Managing the Anxiety
Before we attempt to connect kids outside of our program, we check with each person to see if they’d want to be friends. This helps reassure kids who are feeling reluctant that the new friend does, in fact, want to be friends.
If the child or teen has scars from past friendships that have gone wrong, we help them to manage that anxiety. We remind them that their past does not equal their future. Nor does it predict their future. We point out aspects of the friendship that click.
If we’ve gotten to this, point, chances are very high that they’ll have a great time. It can help them to cope if they are told that if they don’t enjoy the time together, then they don’t have to get together again. People who have anxiety might feel assured if they have an “out” such as this. If giving then an “out” calms them enough to give the friendship a fair try, then it’s worth giving it a try .
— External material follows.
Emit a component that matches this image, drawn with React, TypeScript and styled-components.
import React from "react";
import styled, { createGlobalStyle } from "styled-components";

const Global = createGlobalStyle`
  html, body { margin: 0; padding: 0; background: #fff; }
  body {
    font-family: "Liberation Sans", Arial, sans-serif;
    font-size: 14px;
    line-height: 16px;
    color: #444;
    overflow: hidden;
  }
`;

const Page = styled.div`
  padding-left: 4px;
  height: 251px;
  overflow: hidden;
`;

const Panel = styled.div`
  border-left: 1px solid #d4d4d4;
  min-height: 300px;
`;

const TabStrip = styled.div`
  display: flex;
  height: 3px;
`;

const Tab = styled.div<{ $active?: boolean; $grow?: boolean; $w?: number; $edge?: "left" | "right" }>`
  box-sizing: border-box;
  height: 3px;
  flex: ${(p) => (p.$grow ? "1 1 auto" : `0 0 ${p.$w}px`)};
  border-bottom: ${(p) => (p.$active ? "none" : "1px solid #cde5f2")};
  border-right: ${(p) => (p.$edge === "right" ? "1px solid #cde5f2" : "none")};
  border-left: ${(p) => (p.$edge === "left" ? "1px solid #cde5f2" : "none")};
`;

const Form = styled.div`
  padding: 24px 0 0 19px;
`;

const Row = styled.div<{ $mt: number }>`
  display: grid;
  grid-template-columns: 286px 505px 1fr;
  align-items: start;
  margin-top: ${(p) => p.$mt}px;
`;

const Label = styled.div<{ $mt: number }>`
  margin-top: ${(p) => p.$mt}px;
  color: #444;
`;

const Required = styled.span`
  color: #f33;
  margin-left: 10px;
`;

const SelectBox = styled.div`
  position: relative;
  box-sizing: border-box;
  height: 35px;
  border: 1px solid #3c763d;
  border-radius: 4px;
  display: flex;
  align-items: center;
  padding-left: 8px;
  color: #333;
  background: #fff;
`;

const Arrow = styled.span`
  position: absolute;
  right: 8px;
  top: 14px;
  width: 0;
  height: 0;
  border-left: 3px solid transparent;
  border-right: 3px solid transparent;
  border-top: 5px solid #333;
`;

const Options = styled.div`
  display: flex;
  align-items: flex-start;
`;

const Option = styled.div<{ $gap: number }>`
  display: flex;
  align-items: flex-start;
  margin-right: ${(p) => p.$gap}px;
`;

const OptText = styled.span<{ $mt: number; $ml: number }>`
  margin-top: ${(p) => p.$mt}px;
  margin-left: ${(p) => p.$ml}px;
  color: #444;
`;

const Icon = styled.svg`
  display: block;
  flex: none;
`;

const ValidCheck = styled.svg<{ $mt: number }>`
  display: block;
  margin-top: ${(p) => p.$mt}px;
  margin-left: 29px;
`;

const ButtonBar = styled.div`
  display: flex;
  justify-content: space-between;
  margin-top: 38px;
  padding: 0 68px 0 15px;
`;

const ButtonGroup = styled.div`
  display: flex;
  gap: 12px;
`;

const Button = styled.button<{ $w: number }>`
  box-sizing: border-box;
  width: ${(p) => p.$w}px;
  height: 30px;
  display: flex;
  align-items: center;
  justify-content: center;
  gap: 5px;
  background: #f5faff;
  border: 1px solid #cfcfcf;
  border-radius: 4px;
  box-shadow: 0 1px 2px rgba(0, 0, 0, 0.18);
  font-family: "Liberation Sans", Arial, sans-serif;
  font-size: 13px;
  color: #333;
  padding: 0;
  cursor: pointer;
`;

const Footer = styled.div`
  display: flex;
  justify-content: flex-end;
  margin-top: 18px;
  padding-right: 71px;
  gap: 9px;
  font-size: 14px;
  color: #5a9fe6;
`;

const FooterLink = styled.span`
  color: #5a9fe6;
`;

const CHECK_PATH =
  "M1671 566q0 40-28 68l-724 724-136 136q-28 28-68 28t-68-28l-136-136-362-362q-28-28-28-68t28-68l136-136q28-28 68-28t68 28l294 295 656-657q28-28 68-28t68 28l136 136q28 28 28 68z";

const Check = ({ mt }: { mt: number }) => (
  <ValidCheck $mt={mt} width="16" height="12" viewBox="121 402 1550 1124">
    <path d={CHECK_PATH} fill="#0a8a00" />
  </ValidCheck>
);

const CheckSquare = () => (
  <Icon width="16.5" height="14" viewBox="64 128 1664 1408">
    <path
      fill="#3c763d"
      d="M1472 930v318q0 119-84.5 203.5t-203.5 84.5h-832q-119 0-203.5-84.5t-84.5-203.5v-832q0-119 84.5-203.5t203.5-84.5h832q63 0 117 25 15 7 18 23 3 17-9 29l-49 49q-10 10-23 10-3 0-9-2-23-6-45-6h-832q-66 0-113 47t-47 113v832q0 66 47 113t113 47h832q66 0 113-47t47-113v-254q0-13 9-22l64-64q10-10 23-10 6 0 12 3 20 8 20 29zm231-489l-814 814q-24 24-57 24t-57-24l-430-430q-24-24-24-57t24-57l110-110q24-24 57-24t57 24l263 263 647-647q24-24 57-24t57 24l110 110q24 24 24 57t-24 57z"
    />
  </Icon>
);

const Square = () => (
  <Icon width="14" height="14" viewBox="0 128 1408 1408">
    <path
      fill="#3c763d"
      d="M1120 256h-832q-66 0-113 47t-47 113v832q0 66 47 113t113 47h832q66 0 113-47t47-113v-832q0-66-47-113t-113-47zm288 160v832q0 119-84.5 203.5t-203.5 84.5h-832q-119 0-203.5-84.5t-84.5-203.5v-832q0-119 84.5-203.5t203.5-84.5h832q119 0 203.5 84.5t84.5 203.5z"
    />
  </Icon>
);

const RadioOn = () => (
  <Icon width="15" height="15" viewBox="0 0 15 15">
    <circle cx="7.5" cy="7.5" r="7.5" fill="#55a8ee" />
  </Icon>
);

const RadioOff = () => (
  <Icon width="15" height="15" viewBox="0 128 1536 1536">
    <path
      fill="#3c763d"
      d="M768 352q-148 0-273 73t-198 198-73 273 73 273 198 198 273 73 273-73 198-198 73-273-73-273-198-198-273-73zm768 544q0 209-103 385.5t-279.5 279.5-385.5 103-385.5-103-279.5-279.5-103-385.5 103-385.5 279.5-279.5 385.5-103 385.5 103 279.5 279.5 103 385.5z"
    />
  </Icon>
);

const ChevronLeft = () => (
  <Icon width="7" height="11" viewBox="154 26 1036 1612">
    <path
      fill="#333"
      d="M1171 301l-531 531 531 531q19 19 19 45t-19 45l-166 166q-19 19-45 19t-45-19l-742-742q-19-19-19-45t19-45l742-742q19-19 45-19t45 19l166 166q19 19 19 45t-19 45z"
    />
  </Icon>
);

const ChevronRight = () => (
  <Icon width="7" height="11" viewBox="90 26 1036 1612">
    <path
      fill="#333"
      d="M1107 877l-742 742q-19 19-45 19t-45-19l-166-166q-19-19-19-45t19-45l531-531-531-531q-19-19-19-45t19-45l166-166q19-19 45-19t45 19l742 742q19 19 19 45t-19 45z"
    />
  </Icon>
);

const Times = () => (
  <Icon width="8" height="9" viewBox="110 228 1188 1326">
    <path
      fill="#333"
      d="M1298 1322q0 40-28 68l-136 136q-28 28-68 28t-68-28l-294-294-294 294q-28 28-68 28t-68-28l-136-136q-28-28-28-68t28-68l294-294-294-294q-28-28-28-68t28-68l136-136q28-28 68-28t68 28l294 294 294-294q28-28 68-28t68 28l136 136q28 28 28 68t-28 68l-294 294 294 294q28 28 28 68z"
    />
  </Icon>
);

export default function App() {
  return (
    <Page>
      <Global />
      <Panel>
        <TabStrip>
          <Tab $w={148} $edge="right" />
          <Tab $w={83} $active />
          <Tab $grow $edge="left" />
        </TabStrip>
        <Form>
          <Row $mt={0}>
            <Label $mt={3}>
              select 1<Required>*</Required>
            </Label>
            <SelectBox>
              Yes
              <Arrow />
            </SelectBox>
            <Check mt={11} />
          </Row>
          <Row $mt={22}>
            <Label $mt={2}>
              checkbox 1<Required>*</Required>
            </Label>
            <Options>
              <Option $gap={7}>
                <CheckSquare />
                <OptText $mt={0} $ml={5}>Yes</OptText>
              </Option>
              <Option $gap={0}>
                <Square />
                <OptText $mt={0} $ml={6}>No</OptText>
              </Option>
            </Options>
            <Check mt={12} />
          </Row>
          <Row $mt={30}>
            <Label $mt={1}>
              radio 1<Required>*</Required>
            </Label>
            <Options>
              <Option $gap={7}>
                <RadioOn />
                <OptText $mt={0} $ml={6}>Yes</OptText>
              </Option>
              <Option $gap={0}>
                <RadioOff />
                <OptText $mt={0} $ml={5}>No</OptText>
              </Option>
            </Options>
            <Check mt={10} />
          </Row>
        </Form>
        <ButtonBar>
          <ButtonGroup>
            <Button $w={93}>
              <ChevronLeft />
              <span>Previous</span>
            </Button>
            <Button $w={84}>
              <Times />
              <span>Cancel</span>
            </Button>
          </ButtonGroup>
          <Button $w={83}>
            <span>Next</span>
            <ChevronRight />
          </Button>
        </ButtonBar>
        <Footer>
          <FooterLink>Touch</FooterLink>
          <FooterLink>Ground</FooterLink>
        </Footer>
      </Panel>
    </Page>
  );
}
If something did not go well during the outing, we like to know what happened so that we can coach the kids on what went wrong and how to adjust going forward.
One and Done?
Assuming all goes well when they first hang out; scheduling another gathering is the next hurdle to cross. One area to watch for is if one person does all the asking. It needs to be somewhat reciprocal or the new friend who always initiates might determine that the other person is no longer interested in being friends. Parents might need to point this out since many kids don’t understand the importance of initiating to continue the friendship.
When it works, it’s magic.
We have had many kids find their best friend in our program. If not a bestie, many friendships that have endured the test of time. The trick is to understand the various stages and supporting kids through each. The reward of lasting friendships is absolutely worth it.